There's no doubt that the current high-interest-rate environment means the amount of equity of reverse-mortgage holders is being eroded significantly faster than at any time since the global financial crisis.

Reverse mortgage products only work with floating rates – given their indeterminate longevity, it makes no sense for the vendors to offer fixed rates – and floating rates offered by the major banks averaged just below 6% between 2008 and 2020, until the onset of the covid pandemic when they sank below 5%.

However, Heartland's rate now is 9.98%, while SBS's is 9.95% - significantly above the floating rates of the big four banks, which range from 8.64% to 8.74%.

How much can you borrow

The amount people can borrow on reverse mortgages is strictly limited according to age and the valuation of their home.

Heartland, for example, will lend only up to 20% of the value of the home of a 60-year old, but will lend up to 40% on the home of an 80-year old.

SBS's limits are lower – it allows an 80-year old to borrow up to a maximum of 30% of the value of their home.

At December 31, Heartland's average loan-to-valuation ratio (LVR) at origination was just 9.6% but the current average LVR was 22.8%.

The average loan size was $135,139 and the weighted average age of borrowers was 78.

Borrowers can repay reverse mortgages at any time, and Heartland's repayments of $58 million in the six months ended December were up $7 million on the previous first half.

That was far outweighed by new originations of $96 million, although that was down $13 million on the previous first half.

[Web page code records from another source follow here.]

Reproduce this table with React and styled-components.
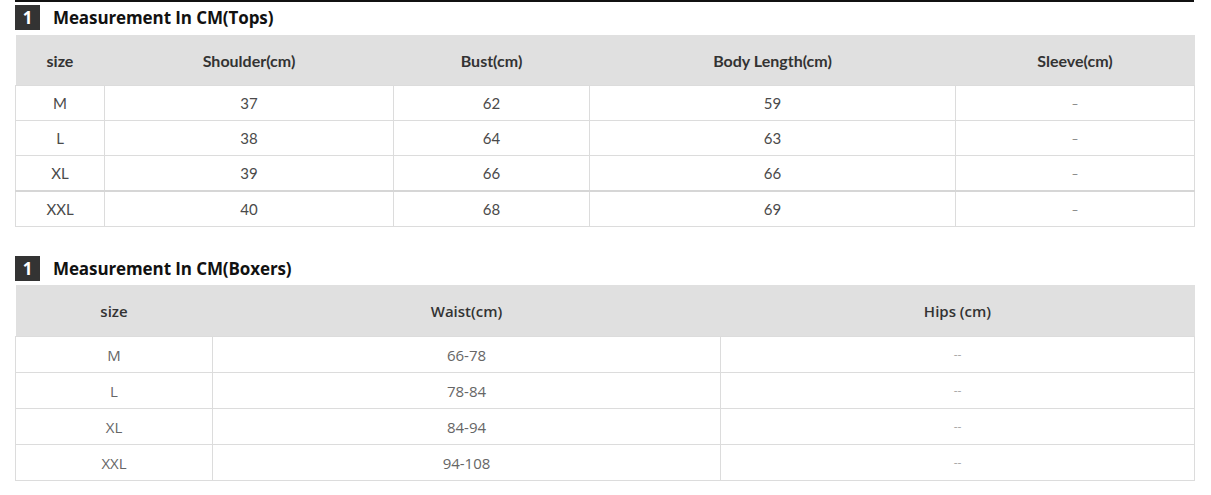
import React from 'react';
import styled, { createGlobalStyle } from 'styled-components';

const GlobalStyle = createGlobalStyle`
    body {
        margin: 0;
        background: #fff;
        font-family: "Open Sans", "Liberation Sans", sans-serif;
    }
`;

const Page = styled.div`
    width: 1179px;
    margin-left: 15px;
    border-top: 2px solid #111;
`;

const Section = styled.section``;

const TitleRow = styled.div`
    display: flex;
    align-items: center;
    gap: 13px;
    height: 25px;
    margin-top: ${(p) => p.top}px;
    margin-bottom: ${(p) => p.bottom}px;
`;

const Badge = styled.span`
    display: flex;
    align-items: center;
    justify-content: center;
    width: 25px;
    height: 25px;
    background: #333;
    color: #fff;
    font-family: "Open Sans", sans-serif;
    font-weight: 700;
    font-size: 17px;
`;

const Title = styled.h3`
    margin: 0;
    font-family: "Open Sans", sans-serif;
    font-weight: 700;
    font-size: 17px;
    color: #111;
    letter-spacing: -0.1px;
`;

const Table = styled.table`
    width: 100%;
    table-layout: fixed;
    border-collapse: collapse;
    font-family: ${(p) => (p.sans ? '"Open Sans", sans-serif' : 'Lato, "Open Sans", sans-serif')};
`;

const Th = styled.th`
    height: ${(p) => p.h}px;
    padding: 0;
    background: #e0e0e0;
    color: #333;
    font-weight: ${(p) => (p.sans ? 600 : 700)};
    font-size: ${(p) => (p.sans ? 15 : 16)}px;
    text-align: center;
`;

const Td = styled.td`
    height: ${(p) => p.h}px;
    padding: 0;
    border: 1px solid #dcdcdc;
    color: ${(p) => (p.muted ? '#777' : '#4a4a4a')};
    font-size: ${(p) => (p.muted ? 12 : 15)}px;
    text-align: center;
    ${(p) => p.thick && 'border-top: 2px solid #d6d6d6;'}
`;

const BoxerTd = styled(Td)`
    font-size: ${(p) => (p.muted ? 12 : 15)}px;
    color: ${(p) => (p.muted ? '#aaa' : '#666')};
`;

const tops = {
    cols: [89, 289, 196, 366, 239],
    head: ['size', 'Shoulder(cm)', 'Bust(cm)', 'Body Length(cm)', 'Sleeve(cm)'],
    rows: [
        ['M', '37', '62', '59', '–'],
        ['L', '38', '64', '63', '–'],
        ['XL', '39', '66', '66', '–'],
        ['XXL', '40', '68', '69', '–'],
    ],
};

const boxers = {
    cols: [197, 508, 474],
    head: ['size', 'Waist(cm)', 'Hips (cm)'],
    rows: [
        ['M', '66-78', '--'],
        ['L', '78-84', '--'],
        ['XL', '84-94', '--'],
        ['XXL', '94-108', '--'],
    ],
};

export default function App() {
    return (
        <Page>
            <GlobalStyle />
            <Section>
                <TitleRow top={3} bottom={5}>
                    <Badge>1</Badge>
                    <Title>Measurement In CM(Tops)</Title>
                </TitleRow>
                <Table>
                    <colgroup>
                        {tops.cols.map((w, i) => <col key={i} style={{ width: w }} />)}
                    </colgroup>
                    <thead>
                        <tr>
                            {tops.head.map((h) => <Th key={h} h={50}>{h}</Th>)}
                        </tr>
                    </thead>
                    <tbody>
                        {tops.rows.map((r, i) => (
                            <tr key={i}>
                                {r.map((c, j) => (
                                    <Td key={j} h={34} muted={c === '–'} thick={i === 3}>{c}</Td>
                                ))}
                            </tr>
                        ))}
                    </tbody>
                </Table>
            </Section>
            <Section>
                <TitleRow top={29} bottom={4}>
                    <Badge>1</Badge>
                    <Title>Measurement In CM(Boxers)</Title>
                </TitleRow>
                <Table sans>
                    <colgroup>
                        {boxers.cols.map((w, i) => <col key={i} style={{ width: w }} />)}
                    </colgroup>
                    <thead>
                        <tr>
                            {boxers.head.map((h) => <Th key={h} h={51} sans>{h}</Th>)}
                        </tr>
                    </thead>
                    <tbody>
                        {boxers.rows.map((r, i) => (
                            <tr key={i}>
                                {r.map((c, j) => (
                                    <BoxerTd key={j} h={35} muted={c === '--'}>{c}</BoxerTd>
                                ))}
                            </tr>
                        ))}
                    </tbody>
                </Table>
            </Section>
        </Page>
    );
}
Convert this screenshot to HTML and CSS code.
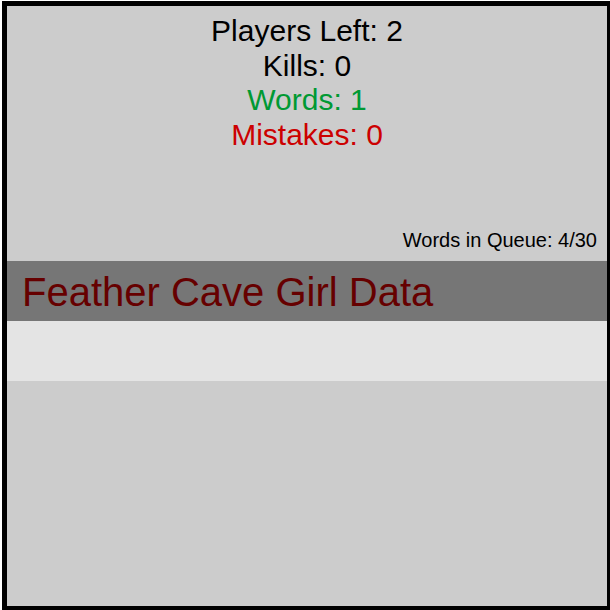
FILE: index.html
```html
<!DOCTYPE html>
<html>
<head>
<meta charset="utf-8">
<link rel="stylesheet" href="styles.css">
</head>
<body>
<div class="game">
  <div class="stats">
    <div class="stat">Players Left: 2</div>
    <div class="stat">Kills: 0</div>
    <div class="stat words">Words: 1</div>
    <div class="stat mistakes">Mistakes: 0</div>
  </div>
  <div class="queue">Words in Queue: 4/30</div>
  <div class="current">Feather Cave Girl Data</div>
  <div class="input"></div>
</div>
</body>
</html>
```

FILE: styles.css
```css
html, body {
  margin: 0;
  overflow: hidden;
}
body {
  padding: 1px 0 0 2px;
  font-family: "Liberation Sans", Arial, sans-serif;
}
.game {
  width: 600px;
  height: 600px;
  border: 5px solid #000;
  background: #ccc;
  display: flex;
  flex-direction: column;
}
.stats {
  padding-top: 8px;
  height: 215px;
  text-align: center;
  font-size: 30px;
  line-height: 34.5px;
  color: #000;
  box-sizing: border-box;
}
.words { color: #009933; }
.mistakes { color: #cc0000; }
.queue {
  text-align: right;
  font-size: 20px;
  line-height: 23px;
  padding: 8px 10px 0 0;
  height: 40px;
  box-sizing: border-box;
}
.current {
  height: 60px;
  background: #767676;
  color: #660000;
  font-size: 40px;
  line-height: 62px;
  padding-left: 15px;
}
.input {
  height: 60px;
  background: #e4e4e4;
}
```
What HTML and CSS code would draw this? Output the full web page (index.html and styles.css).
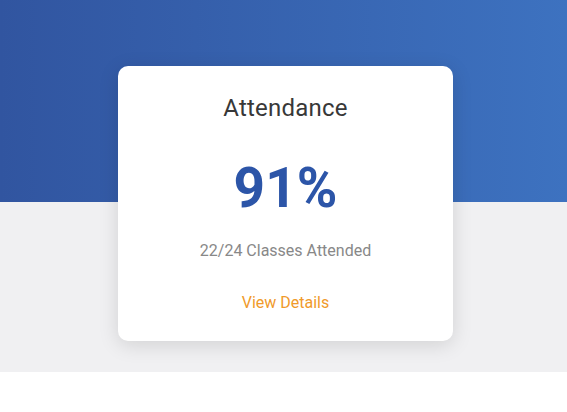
FILE: index.html
```html
<!DOCTYPE html>
<html lang="en">
<head>
<meta charset="utf-8">
<title>Attendance</title>
<link rel="stylesheet" href="styles.css">
</head>
<body>
<section class="stage">
  <div class="card">
    <h2 class="card-title">Attendance</h2>
    <div class="card-value">91%</div>
    <p class="card-sub">22/24 Classes Attended</p>
    <a class="card-link" href="#">View Details</a>
  </div>
</section>
</body>
</html>
```

FILE: styles.css
```css
html, body {
  margin: 0;
  padding: 0;
  background: #ffffff;
}
body {
  font-family: Roboto, "Liberation Sans", Arial, sans-serif;
}
.stage {
  height: 372px;
  box-sizing: border-box;
  padding: 66px 0 0 4px;
  display: flex;
  justify-content: center;
  align-items: flex-start;
  background:
    linear-gradient(90deg, #3155a0 0%, #3d72c0 100%) top left / 100% 202px no-repeat,
    #f0f0f2;
}
.card {
  width: 335px;
  height: 275px;
  box-sizing: border-box;
  background: #ffffff;
  border-radius: 10px;
  box-shadow: 0 4px 20px rgba(0, 0, 0, 0.13);
  display: flex;
  flex-direction: column;
  align-items: center;
  padding-top: 28px;
}
.card-title {
  margin: 0;
  font-size: 24px;
  font-weight: 400;
  line-height: 28px;
  letter-spacing: 0.2px;
  color: #383838;
}
.card-value {
  margin-top: 34px;
  font-size: 55px;
  font-weight: 700;
  line-height: 64px;
  color: #2c55a8;
}
.card-sub {
  margin: 21px 0 0;
  font-size: 16px;
  line-height: 20px;
  color: #888888;
}
.card-link {
  margin-top: 32px;
  font-size: 16px;
  line-height: 20px;
  color: #f09a2a;
  text-decoration: none;
}
```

The main reason Heartland's borrowers have given for using a reverse mortgage is to make alterations to their homes, making them more aged-friendly, while some of those still repaying a mortgage have swapped to Heartland's product so they don't have to continue making payments.

Big banks not going there

While ASB and Westpac have dabbled in reverse mortgages in the past, none of the four major banks nor Kiwibank now offers them - and much the same has happened in Australia, where the major banks have abandoned the field and Heartland is now the clear market leader.

Best guesses as to why the major banks have bowed out include the fact that reverse mortgages are much more complicated than ordinary mortgages.

The majors have followed the path of least resistance, offering only the traditional product and avoiding the risk of reputational risk: the potential negative headlines, possibly from adult children learning their expected inheritance is either much smaller or has vanished altogether, are all too easy to imagine.

The major banks' increasing reliance on mortgage advisers, who now write well over 50% of the major banks' traditional mortgages, also shows the banks' decreasing appetite for the hard work of originating mortgages, let alone the much more complicated and time-consuming task of writing reverse mortgages.

SBS’s McLean says that perhaps the limited size of the opportunity, especially compared with other segments of the market, makes reverse mortgages less attractive to his major competitors.

“It takes more time. You're meeting face-to-face or via conferencing with borrowers to make sure it's fully explained and to ensure they get independent legal advice,” he says.

“We encourage them to speak to their family so there are no surprises. I think it's a very good product to have in the market for people who want to maintain their lifestyle.”

But it isn't for everyone.

“When they work through it, some people will decide no,” McLean says.

Heartland's Billott says her bank's aim is to “ensure the customer is in the best situation possible” and that it has “a really robust application and onboarding process to make sure they're fully informed.”

Her bank has more than 23,600 customers in New Zealand and she says people will now have “a big opportunity” with Lifetime's product “bringing something else to the picture.”

But it also highlights the limits of what the Government is offering older people.

Billott suggests there needs to be “much bigger conversation about how New Zealand can support retirees.”